Mutig stellte sie sich jetzt breitbeinig dem potenziellen Kunden in den Weg. Sie besaß Menschenkenntnis und roch sofort sein gutes Parfüm. Sie musterte ihn und nahm an, es wäre einer der üblichen Banker aus der Umgebung. Erst als der Fremde ihr die Hand gab und sie freundlich ansprach, fasste sie Vertrauen und ließ ihre berufsübliche, ja schon instinktive Vorsicht außer Acht.

Der Fremde sprach leise mit einem eher tiefen, beruhigenden Ton, welcher Jasmin ein kleines Lächeln ins Gesicht zauberte.

Sie mochte Männer mit angenehmer Stimme. Vermutlich hatte sie in diesem Moment einen gutaussehenden, vornehmen und gut betuchten Gast kennengelernt.

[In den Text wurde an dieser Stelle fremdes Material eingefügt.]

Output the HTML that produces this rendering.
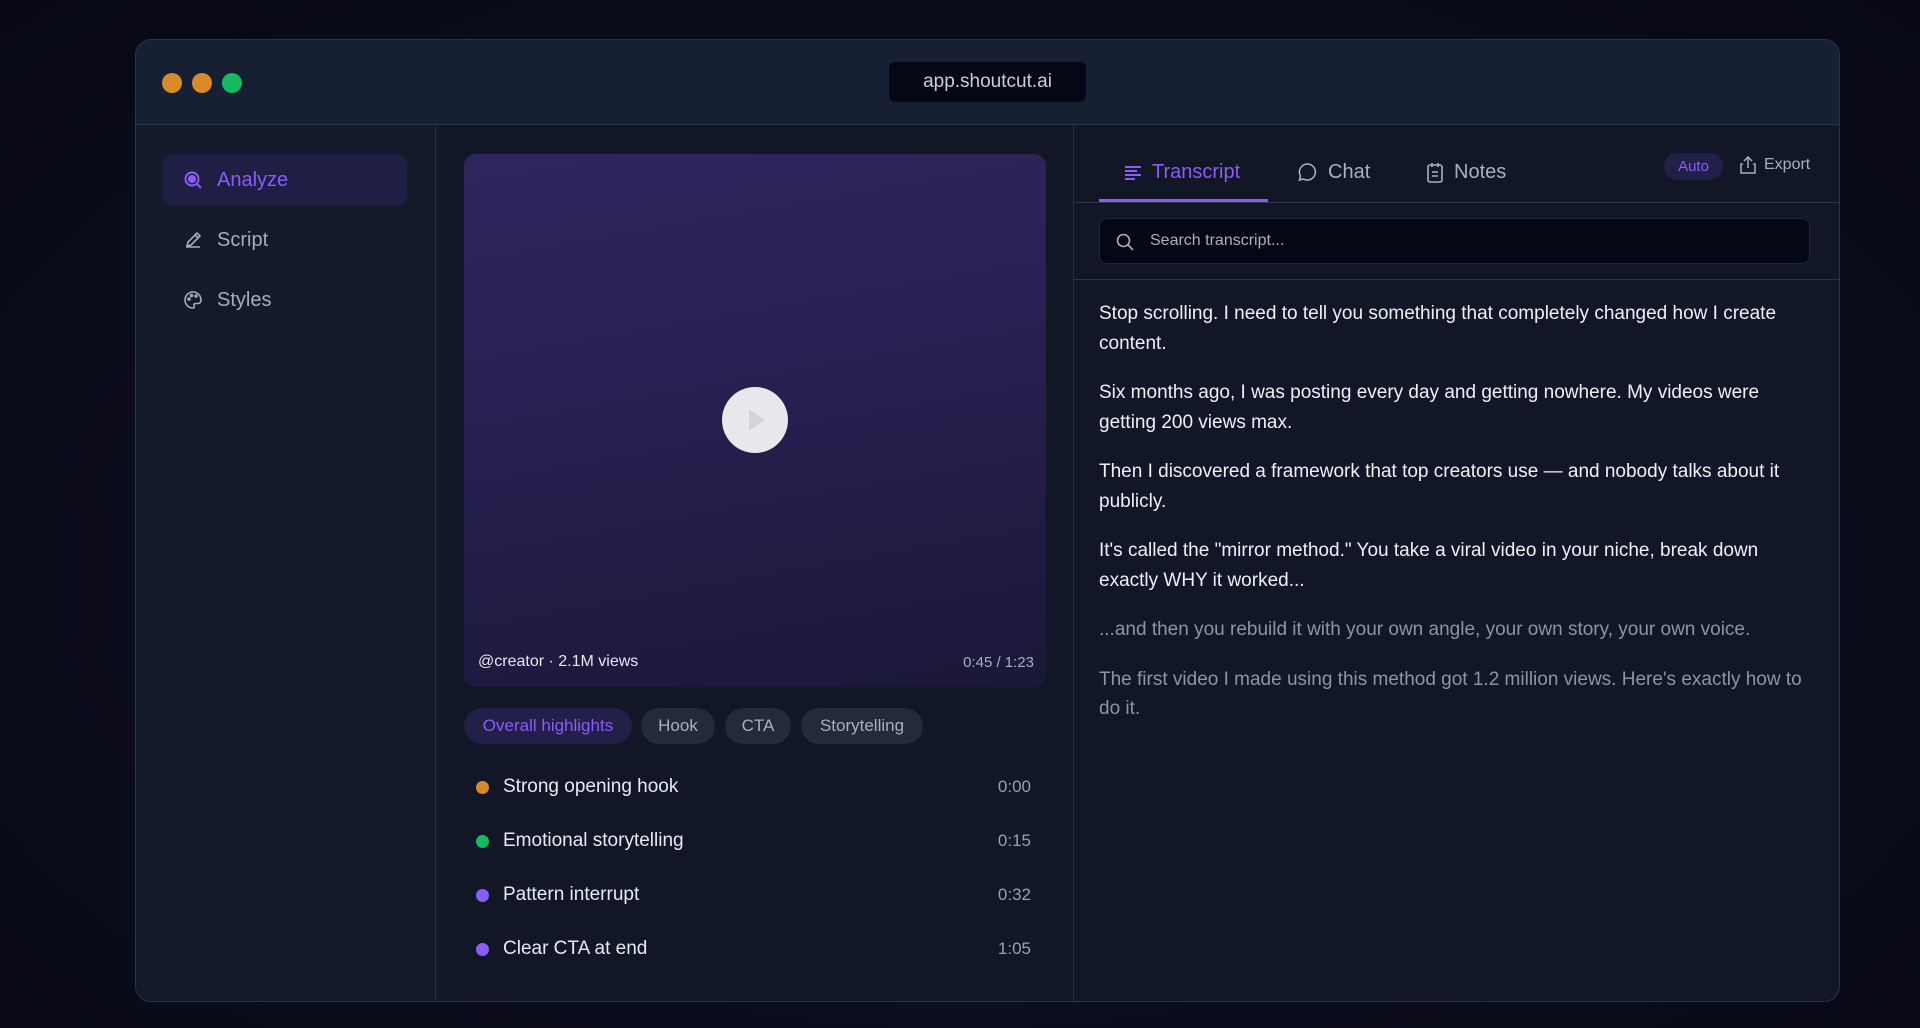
<!DOCTYPE html>
<html><head><meta charset="utf-8"><style>
*{box-sizing:border-box;margin:0;padding:0}
body{width:1920px;height:1028px;overflow:hidden;background:radial-gradient(ellipse at 50% 55%,#141530 0%,#0c0d1c 60%,#080914 100%);font-family:"Liberation Sans",sans-serif;position:relative}
.win{position:absolute;left:135px;top:39px;width:1705px;height:963px;border:1px solid #2a3346;border-radius:16px;background:#111726;overflow:hidden}
.tb{position:absolute;left:0;top:0;right:0;height:85px;background:#172033;border-bottom:1px solid #2c354a}
.dot{position:absolute;top:33px;width:20px;height:20px;border-radius:50%}
.url{position:absolute;left:753px;top:22px;width:197px;height:40px;background:#050814;border-radius:6px;color:#c9ced8;font-size:19px;text-align:center;line-height:40px}
.side{position:absolute;left:0;top:86px;width:300px;bottom:0;background:#131a29;border-right:1px solid #272f42}
.item{position:absolute;left:27px;width:244px;height:52px;border-radius:10px;font-size:20px;color:#a7adba;display:flex;align-items:center;padding-left:20px;gap:14px}
.item.act{background:#1f1f45;color:#8b5cf6}
.mid{position:absolute;left:300px;top:86px;width:638px;bottom:0;border-right:1px solid #272f42}
.video{position:absolute;left:28px;top:28px;width:582px;height:533px;border-radius:12px;background:linear-gradient(170deg,#30265f 0%,#271f50 45%,#1a1838 100%)}
.play{position:absolute;left:258px;top:233px;width:66px;height:66px;border-radius:50%;background:#e8e8ec}
.play:after{content:"";position:absolute;left:27px;top:22px;border-left:16px solid #d4d4da;border-top:11px solid transparent;border-bottom:11px solid transparent}
.cap{position:absolute;bottom:16px;font-size:16px;color:#e6e8ee}
.chip{position:absolute;top:582px;height:36px;border-radius:18px;background:#232a3a;color:#a9afbb;font-size:17px;line-height:36px;text-align:center}
.hl{position:absolute;left:40px;width:555px;font-size:19px;color:#e8eaf0;display:flex;align-items:center}
.hl i{width:13px;height:13px;border-radius:50%;margin-right:14px;display:inline-block}
.hl span.t{margin-left:auto;color:#9aa0ad;font-size:17px}
.right{position:absolute;left:938px;top:86px;right:0;bottom:0}
.tab{position:absolute;top:35px;font-size:20px;color:#a9afbb;display:flex;align-items:center;gap:10px}
p{font-size:19px;line-height:29.5px;color:#eef0f5;margin-bottom:20px}
p.dim{color:#8e94a2}
</style></head><body>
<div class="win">
 <div class="tb">
  <div class="dot" style="left:26px;background:#d98a2b"></div>
  <div class="dot" style="left:56px;background:#d98a2b"></div>
  <div class="dot" style="left:86px;background:#16b860"></div>
  <div class="url">app.shoutcut.ai</div>
 </div>
 <div class="side">
  <div class="item act" style="top:28px"><svg width="20" height="20" viewBox="0 0 20 20" fill="none" stroke="#8b5cf6" stroke-width="2"><circle cx="9" cy="9" r="6.5"/><circle cx="9" cy="9" r="3" fill="#8b5cf6"/><path d="M14 14l4 4"/></svg>Analyze</div>
  <div class="item" style="top:88px"><svg width="20" height="20" viewBox="0 0 20 20" fill="none" stroke="#a7adba" stroke-width="1.6"><path d="M3 17h14M4 16l1-4 9-9 3 3-9 9z M12 5l3 3"/></svg>Script</div>
  <div class="item" style="top:148px"><svg width="20" height="20" viewBox="0 0 20 20" fill="none" stroke="#a7adba" stroke-width="1.6"><path d="M10 2a8 8 0 1 0 0 16c1.5 0 1.5-1.5 1-2.5s0-2 1.5-2H15a3 3 0 0 0 3-3C18 5.5 14.5 2 10 2z"/><circle cx="6" cy="9" r="1"/><circle cx="8.5" cy="5.5" r="1"/><circle cx="13" cy="6" r="1"/></svg>Styles</div>
 </div>
 <div class="mid">
  <div class="video"><div class="play"></div>
   <div class="cap" style="left:14px">@creator · 2.1M views</div>
   <div class="cap" style="right:12px;color:#a9afbb;font-size:15px">0:45 / 1:23</div>
  </div>
  <div class="chip" style="left:28px;width:168px;background:#221f48;color:#8b5cf6">Overall highlights</div>
  <div class="chip" style="left:205px;width:74px">Hook</div>
  <div class="chip" style="left:289px;width:66px">CTA</div>
  <div class="chip" style="left:365px;width:122px">Storytelling</div>
  <div class="hl" style="top:650px"><i style="background:#d98a2b"></i>Strong opening hook<span class="t">0:00</span></div>
  <div class="hl" style="top:704px"><i style="background:#16b860"></i>Emotional storytelling<span class="t">0:15</span></div>
  <div class="hl" style="top:758px"><i style="background:#8b5cf6"></i>Pattern interrupt<span class="t">0:32</span></div>
  <div class="hl" style="top:812px"><i style="background:#8b5cf6"></i>Clear CTA at end<span class="t">1:05</span></div>
 </div>
 <div class="right">
  <div class="tab" style="left:50px;color:#8b5cf6"><svg width="18" height="16" viewBox="0 0 18 16" stroke="#8b5cf6" stroke-width="2"><path d="M1 2h16M1 6h12M1 10h16M1 14h10"/></svg>Transcript</div>
  <div style="position:absolute;left:25px;top:73px;width:169px;height:3px;background:#8b5cf6"></div>
  <div class="tab" style="left:223px"><svg width="21" height="21" viewBox="0 0 21 21" fill="none" stroke="#a9afbb" stroke-width="1.6"><path d="M10.5 2a8 8 0 1 1-4 15l-4 1 1-4a8 8 0 0 1 7-12z"/></svg>Chat</div>
  <div class="tab" style="left:352px"><svg width="18" height="21" viewBox="0 0 18 21" fill="none" stroke="#a9afbb" stroke-width="1.6"><rect x="2" y="3" width="14" height="17" rx="2"/><path d="M6 1v4M12 1v4M6 10h6M6 14h6"/></svg>Notes</div>
  <div style="position:absolute;left:590px;top:27px;width:59px;height:27px;border-radius:14px;background:#221f48;color:#8b5cf6;font-size:15px;line-height:27px;text-align:center">Auto</div>
  <div style="position:absolute;left:666px;top:30px;font-size:16px;color:#a9afbb;display:flex;gap:8px;align-items:center"><svg width="16" height="18" viewBox="0 0 16 18" fill="none" stroke="#a9afbb" stroke-width="1.5"><path d="M8 12V1M4 5l4-4 4 4M3 8H1v9h14V8h-2"/></svg>Export</div>
  <div style="position:absolute;left:0;right:0;top:76px;height:1px;background:#2c354a"></div>
  <div style="position:absolute;left:25px;top:92px;width:711px;height:46px;background:#050814;border:1px solid #1f2637;border-radius:8px;color:#a9afbb;font-size:16px;line-height:44px;padding-left:50px"><svg style="position:absolute;left:16px;top:14px" width="18" height="18" viewBox="0 0 18 18" fill="none" stroke="#a9afbb" stroke-width="1.6"><circle cx="7.5" cy="7.5" r="6"/><path d="M12 12l5 5"/></svg>Search transcript...</div>
  <div style="position:absolute;left:0;right:0;top:153px;height:1px;background:#2c354a"></div>
  <div style="position:absolute;left:25px;top:173px;width:705px">
   <p>Stop scrolling. I need to tell you something that completely changed how I create content.</p>
   <p>Six months ago, I was posting every day and getting nowhere. My videos were getting 200 views max.</p>
   <p>Then I discovered a framework that top creators use — and nobody talks about it publicly.</p>
   <p>It's called the "mirror method." You take a viral video in your niche, break down exactly WHY it worked...</p>
   <p class="dim">...and then you rebuild it with your own angle, your own story, your own voice.</p>
   <p class="dim">The first video I made using this method got 1.2 million views. Here's exactly how to do it.</p>
  </div>
 </div>
</div>
</body></html>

Es schien für sie doch noch ein vielversprechender Abend zu werden.

Geschmeichelt von seiner eleganten Ausdrucksweise, war schnell ein Betrag ausgehandelt und die Dienstleistung hierfür vereinbart.

Beide standen an der Beifahrertür des Wagens, als der Fremde erfolglos nach seiner Geldbörse tastete.

››Moment, die liegt noch im Handschuhfach. Ich habe meine Brieftasche vorsichtshalber dort hineingelegt.‹‹

Mit einem kurzen Blickkontakt forderte er Jasmin dazu auf, seine Neugierde, bezüglich seines Portemonnaies mit ihm zu teilen. Jasmin stand dabei mit verschränkten Beinen vor ihm und lächelte ihm neugierig ins Gesicht.

Er öffnete die Tür, setzte sich auf den Beifahrersitz und drückte auf einen dicken, schwarzen Knopf in der Mittelkonsole. Jasmin konnte dies von ihrer Position nicht sehen.

››Na dann sehen wir mal nach.‹‹

Beharrlich hantierte er an dem verschlossenen Handschuhfach herum. Mit einem Druck auf den Öffner, sprang es kurze Zeit später bereitwillig auf.